### PROVIDED MATERIAL
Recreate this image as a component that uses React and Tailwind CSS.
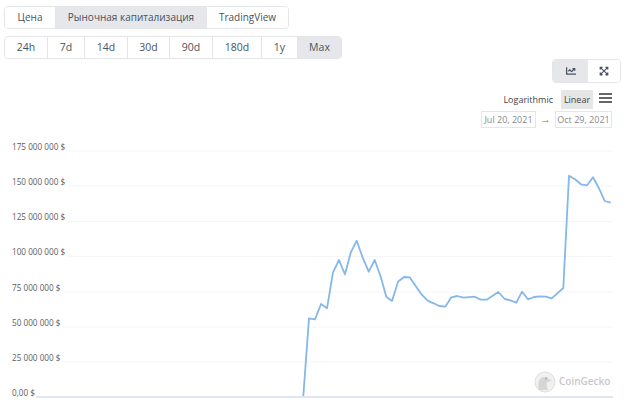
import React from 'react';
import { FaChartLine, FaExpandArrowsAlt } from 'react-icons/fa';

const font = "font-['Open_Sans','Liberation_Sans',sans-serif]";

const tabs = [
  { label: 'Цена', w: 'w-[50px]' },
  { label: 'Рыночная капитализация', w: 'w-[151px]', active: true },
  { label: 'TradingView', w: 'w-[82px]' },
];

const ranges = [
  { label: '24h', w: 'w-[42px]' },
  { label: '7d', w: 'w-[37px]' },
  { label: '14d', w: 'w-[43px]' },
  { label: '30d', w: 'w-[42px]' },
  { label: '90d', w: 'w-[43px]' },
  { label: '180d', w: 'w-[49px]' },
  { label: '1y', w: 'w-[36px]' },
  { label: 'Max', w: 'w-[44px]', active: true },
];

const ticks = [
  ['175 000 000 $', 151, 68],
  ['150 000 000 $', 186, 68],
  ['125 000 000 $', 221.5, 68],
  ['100 000 000 $', 256.5, 68],
  ['75 000 000 $', 292, 62],
  ['50 000 000 $', 327, 62],
  ['25 000 000 $', 362, 62],
  ['0,00 $', 397, 36],
];

// traced from the picture, page coordinates
const line = [
  [303.3, 396], [309, 318.3], [315, 319.3], [321, 304], [327, 308.3], [333, 272.3], [339, 260],
  [345, 274.3], [350.7, 252.7], [356.7, 240.7], [362.7, 257.7], [368.7, 271.7], [374.7, 260], [380.7, 276.7],
  [386.3, 296.7], [392, 301], [398, 281.7], [404, 277], [409.7, 277.3], [415.7, 286], [421.7, 294.7],
  [427.7, 300.7], [433.7, 303.3], [439.3, 306], [445.3, 306.7], [451.3, 297.3], [457.3, 296], [463.3, 297.7],
  [474.7, 296.7], [480.7, 299.7], [486.7, 299.7], [498.3, 292], [504.7, 299], [510.3, 300.3], [516.3, 302.7],
  [522, 291.7], [528, 299.3], [534, 297], [540, 296.3], [545.7, 296.7], [551.7, 298.3], [563.3, 288],
  [569, 175.7], [575, 179.3], [581, 184.3], [587, 185.3], [593, 177.3], [598.7, 187.7], [604.7, 201], [610.7, 202.7],
];

const chartTop = 132;

function Segmented({ items, size }) {
  return (
    <div className="flex h-[23px] w-fit overflow-hidden rounded-[4px] border border-[#e3e5e9]">
      {items.map((item, i) => (
        <div
          key={item.label}
          className={`flex items-center justify-center ${size} text-[#4a5260] ${item.w} ${i > 0 ? 'border-l border-[#e3e5e9]' : ''} ${item.active ? 'bg-[#e5e7eb]' : 'bg-white'}`}
        >
          {item.label}
        </div>
      ))}
    </div>
  );
}

function Chart() {
  return (
    <svg width="628" height="287" viewBox={`0 ${chartTop} 628 287`} className="block">
      {ticks.map(([label, y, start]) => (
        <g key={label}>
          <line
            x1={start}
            x2="613"
            y1={y}
            y2={y}
            stroke={y === 397 ? '#d3dfef' : '#f4f5f7'}
            strokeWidth={y === 397 ? 1.5 : 1}
          />
          <text x="12" y={y - 1.5} fontSize="8.2" fill="#5c5c5c" fontFamily="'Open Sans', sans-serif">
            {label}
          </text>
        </g>
      ))}
      <polyline
        points={line.map((p) => p.join(',')).join(' ')}
        fill="none"
        stroke="#85b8e8"
        strokeWidth="1.8"
        strokeLinejoin="round"
      />
      {/* CoinGecko mark */}
      <circle cx="545" cy="382" r="10" fill="#f1f1f1" stroke="#dedede" strokeWidth="1" />
      <path d="M539 390c-1-5-1-10 2-12 3-2 7-1 8 1l3 2-5 1c-1 2 0 5 1 8z" fill="#d6d6d6" />
      <circle cx="546" cy="378.5" r="1" fill="#aaa" />
      <text x="559" y="385" fontSize="10" fontWeight="600" fill="#c8c8c8" fontFamily="'Open Sans', sans-serif">
        CoinGecko
      </text>
    </svg>
  );
}

export default function App() {
  return (
    <div className={`w-[628px] h-[419px] overflow-hidden bg-white ${font}`}>
      <div className="pl-[4px] pt-[6px] flex flex-col gap-[7px]">
        <Segmented items={tabs} size="text-[10px]" />
        <Segmented items={ranges} size="text-[10.5px]" />
      </div>

      <div className="flex justify-end pr-[7px]">
        <div className="flex h-[24px] w-[69px] overflow-hidden rounded-[4px] border border-[#e3e5e9]">
          <div className="flex w-[35px] items-center justify-center bg-[#e5e7eb] text-[#4a5260]">
            <FaChartLine size={10} />
          </div>
          <div className="flex flex-1 items-center justify-center bg-white text-[#4a5260]">
            <FaExpandArrowsAlt size={10} />
          </div>
        </div>
      </div>

      <div className="mt-[7px] flex h-[19px] items-center justify-end pr-[16px] text-[9px] text-[#444]">
        <span>Logarithmic</span>
        <span className="ml-[8px] flex h-[19px] w-[32px] items-center justify-center bg-[#e6e6e6]">Linear</span>
        <div className="ml-[6px] flex w-[13px] flex-col gap-[2px] pb-[4px]">
          <div className="h-[2px] bg-[#666]" />
          <div className="h-[2px] bg-[#666]" />
          <div className="h-[2px] bg-[#666]" />
        </div>
      </div>

      <div className="mt-[2px] flex h-[17px] items-center justify-end pr-[16px] text-[9px] text-[#888]">
        <span className="flex h-[17px] w-[55px] items-center justify-center border border-[#e6e6e6]">Jul 20, 2021</span>
        <span className="flex w-[19px] justify-center text-[11px] text-[#777] font-['Liberation_Sans',sans-serif]">→</span>
        <span className="flex h-[17px] w-[57px] items-center justify-center border border-[#e6e6e6]">Oct 29, 2021</span>
      </div>

      <div className="mt-[4px]">
        <Chart />
      </div>
    </div>
  );
}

### YOUR GOAL
Quote the data above in full and without alteration; skip the pictures.

### TASK RESPONSE
Recreate this image as a component that uses React and Tailwind CSS.
import React from 'react';
import { FaChartLine, FaExpandArrowsAlt } from 'react-icons/fa';

const font = "font-['Open_Sans','Liberation_Sans',sans-serif]";

const tabs = [
  { label: 'Цена', w: 'w-[50px]' },
  { label: 'Рыночная капитализация', w: 'w-[151px]', active: true },
  { label: 'TradingView', w: 'w-[82px]' },
];

const ranges = [
  { label: '24h', w: 'w-[42px]' },
  { label: '7d', w: 'w-[37px]' },
  { label: '14d', w: 'w-[43px]' },
  { label: '30d', w: 'w-[42px]' },
  { label: '90d', w: 'w-[43px]' },
  { label: '180d', w: 'w-[49px]' },
  { label: '1y', w: 'w-[36px]' },
  { label: 'Max', w: 'w-[44px]', active: true },
];

const ticks = [
  ['175 000 000 $', 151, 68],
  ['150 000 000 $', 186, 68],
  ['125 000 000 $', 221.5, 68],
  ['100 000 000 $', 256.5, 68],
  ['75 000 000 $', 292, 62],
  ['50 000 000 $', 327, 62],
  ['25 000 000 $', 362, 62],
  ['0,00 $', 397, 36],
];

// traced from the picture, page coordinates
const line = [
  [303.3, 396], [309, 318.3], [315, 319.3], [321, 304], [327, 308.3], [333, 272.3], [339, 260],
  [345, 274.3], [350.7, 252.7], [356.7, 240.7], [362.7, 257.7], [368.7, 271.7], [374.7, 260], [380.7, 276.7],
  [386.3, 296.7], [392, 301], [398, 281.7], [404, 277], [409.7, 277.3], [415.7, 286], [421.7, 294.7],
  [427.7, 300.7], [433.7, 303.3], [439.3, 306], [445.3, 306.7], [451.3, 297.3], [457.3, 296], [463.3, 297.7],
  [474.7, 296.7], [480.7, 299.7], [486.7, 299.7], [498.3, 292], [504.7, 299], [510.3, 300.3], [516.3, 302.7],
  [522, 291.7], [528, 299.3], [534, 297], [540, 296.3], [545.7, 296.7], [551.7, 298.3], [563.3, 288],
  [569, 175.7], [575, 179.3], [581, 184.3], [587, 185.3], [593, 177.3], [598.7, 187.7], [604.7, 201], [610.7, 202.7],
];

const chartTop = 132;

function Segmented({ items, size }) {
  return (
    <div className="flex h-[23px] w-fit overflow-hidden rounded-[4px] border border-[#e3e5e9]">
      {items.map((item, i) => (
        <div
          key={item.label}
          className={`flex items-center justify-center ${size} text-[#4a5260] ${item.w} ${i > 0 ? 'border-l border-[#e3e5e9]' : ''} ${item.active ? 'bg-[#e5e7eb]' : 'bg-white'}`}
        >
          {item.label}
        </div>
      ))}
    </div>
  );
}

function Chart() {
  return (
    <svg width="628" height="287" viewBox={`0 ${chartTop} 628 287`} className="block">
      {ticks.map(([label, y, start]) => (
        <g key={label}>
          <line
            x1={start}
            x2="613"
            y1={y}
            y2={y}
            stroke={y === 397 ? '#d3dfef' : '#f4f5f7'}
            strokeWidth={y === 397 ? 1.5 : 1}
          />
          <text x="12" y={y - 1.5} fontSize="8.2" fill="#5c5c5c" fontFamily="'Open Sans', sans-serif">
            {label}
          </text>
        </g>
      ))}
      <polyline
        points={line.map((p) => p.join(',')).join(' ')}
        fill="none"
        stroke="#85b8e8"
        strokeWidth="1.8"
        strokeLinejoin="round"
      />
      {/* CoinGecko mark */}
      <circle cx="545" cy="382" r="10" fill="#f1f1f1" stroke="#dedede" strokeWidth="1" />
      <path d="M539 390c-1-5-1-10 2-12 3-2 7-1 8 1l3 2-5 1c-1 2 0 5 1 8z" fill="#d6d6d6" />
      <circle cx="546" cy="378.5" r="1" fill="#aaa" />
      <text x="559" y="385" fontSize="10" fontWeight="600" fill="#c8c8c8" fontFamily="'Open Sans', sans-serif">
        CoinGecko
      </text>
    </svg>
  );
}

export default function App() {
  return (
    <div className={`w-[628px] h-[419px] overflow-hidden bg-white ${font}`}>
      <div className="pl-[4px] pt-[6px] flex flex-col gap-[7px]">
        <Segmented items={tabs} size="text-[10px]" />
        <Segmented items={ranges} size="text-[10.5px]" />
      </div>

      <div className="flex justify-end pr-[7px]">
        <div className="flex h-[24px] w-[69px] overflow-hidden rounded-[4px] border border-[#e3e5e9]">
          <div className="flex w-[35px] items-center justify-center bg-[#e5e7eb] text-[#4a5260]">
            <FaChartLine size={10} />
          </div>
          <div className="flex flex-1 items-center justify-center bg-white text-[#4a5260]">
            <FaExpandArrowsAlt size={10} />
          </div>
        </div>
      </div>

      <div className="mt-[7px] flex h-[19px] items-center justify-end pr-[16px] text-[9px] text-[#444]">
        <span>Logarithmic</span>
        <span className="ml-[8px] flex h-[19px] w-[32px] items-center justify-center bg-[#e6e6e6]">Linear</span>
        <div className="ml-[6px] flex w-[13px] flex-col gap-[2px] pb-[4px]">
          <div className="h-[2px] bg-[#666]" />
          <div className="h-[2px] bg-[#666]" />
          <div className="h-[2px] bg-[#666]" />
        </div>
      </div>

      <div className="mt-[2px] flex h-[17px] items-center justify-end pr-[16px] text-[9px] text-[#888]">
        <span className="flex h-[17px] w-[55px] items-center justify-center border border-[#e6e6e6]">Jul 20, 2021</span>
        <span className="flex w-[19px] justify-center text-[11px] text-[#777] font-['Liberation_Sans',sans-serif]">→</span>
        <span className="flex h-[17px] w-[57px] items-center justify-center border border-[#e6e6e6]">Oct 29, 2021</span>
      </div>

      <div className="mt-[4px]">
        <Chart />
      </div>
    </div>
  );
}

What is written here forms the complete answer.